Abu Dhabi, UAEWednesday 13 November 2019

Entering Beirut: the journey into a city on the brink

An eery calm has blanketed the Lebanese capital as protesters prepare for another day of rallies, Willy Lowry reports

Black smoke rise from burning tires that were set fire to block a road during a protest against government's plans to impose new taxes in Beirut, Lebanon, Saturday, October 19, 2019. AP
Black smoke rise from burning tires that were set fire to block a road during a protest against government's plans to impose new taxes in Beirut, Lebanon, Saturday, October 19, 2019. AP

I’ve been coming in and out of Beirut for more than a decade now. Never have I seen the roads so empty as they were today. Hopping into the taxi, my driver immediately warned me the drive could take much longer than normal. “Yesterday,” he said, “the drive took hours.” But exiting the airport it became clear that an eery calm had blanketed the city.

Debris littered the road and the charred remains of streets signs were strewn about. But the chaos of yesterday had subsided at least momentarily. Before I had even realised it, we were nearing downtown in record time.

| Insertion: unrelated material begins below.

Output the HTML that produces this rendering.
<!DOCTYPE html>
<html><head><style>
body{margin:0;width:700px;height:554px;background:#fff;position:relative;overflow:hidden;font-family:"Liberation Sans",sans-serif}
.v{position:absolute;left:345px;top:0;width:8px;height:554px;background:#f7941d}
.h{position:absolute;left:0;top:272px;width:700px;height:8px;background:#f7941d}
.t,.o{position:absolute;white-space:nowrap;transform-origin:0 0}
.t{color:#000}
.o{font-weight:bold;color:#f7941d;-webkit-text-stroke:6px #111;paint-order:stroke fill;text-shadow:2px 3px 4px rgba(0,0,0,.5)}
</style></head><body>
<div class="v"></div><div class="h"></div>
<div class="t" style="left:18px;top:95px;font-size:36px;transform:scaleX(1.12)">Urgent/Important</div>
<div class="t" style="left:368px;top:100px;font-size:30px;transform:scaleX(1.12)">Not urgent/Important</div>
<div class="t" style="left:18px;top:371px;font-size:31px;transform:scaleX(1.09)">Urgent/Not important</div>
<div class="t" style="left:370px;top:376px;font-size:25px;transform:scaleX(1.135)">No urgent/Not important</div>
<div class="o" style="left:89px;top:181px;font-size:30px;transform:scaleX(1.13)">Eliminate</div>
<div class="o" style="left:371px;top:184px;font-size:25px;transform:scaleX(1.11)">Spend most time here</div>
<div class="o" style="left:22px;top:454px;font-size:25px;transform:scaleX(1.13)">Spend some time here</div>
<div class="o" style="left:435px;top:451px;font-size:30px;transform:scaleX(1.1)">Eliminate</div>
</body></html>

Things got a little more complicated as I approached my hotel. The neighborhood I’m staying in looks over Martyr’s Square and is not far from where the protesters have been gathering.

As we grew closer and closer to my hotel the driver became increasingly frustrated. Side streets were blocked and there was no way to navigate through the winding alleyways of the city.

I was forced to walk the last 500 metres. As I exited the car a hint of tear gas still filled the air. Down the street, crowds were gathering for another afternoon of demonstrations.

Two days of protests have Beirut on edge. People I've spoken to say it feels different than previous protests.

Clashes between demonstrators and security forces have turned violent at times and it doesn’t look like it will relent any time soon.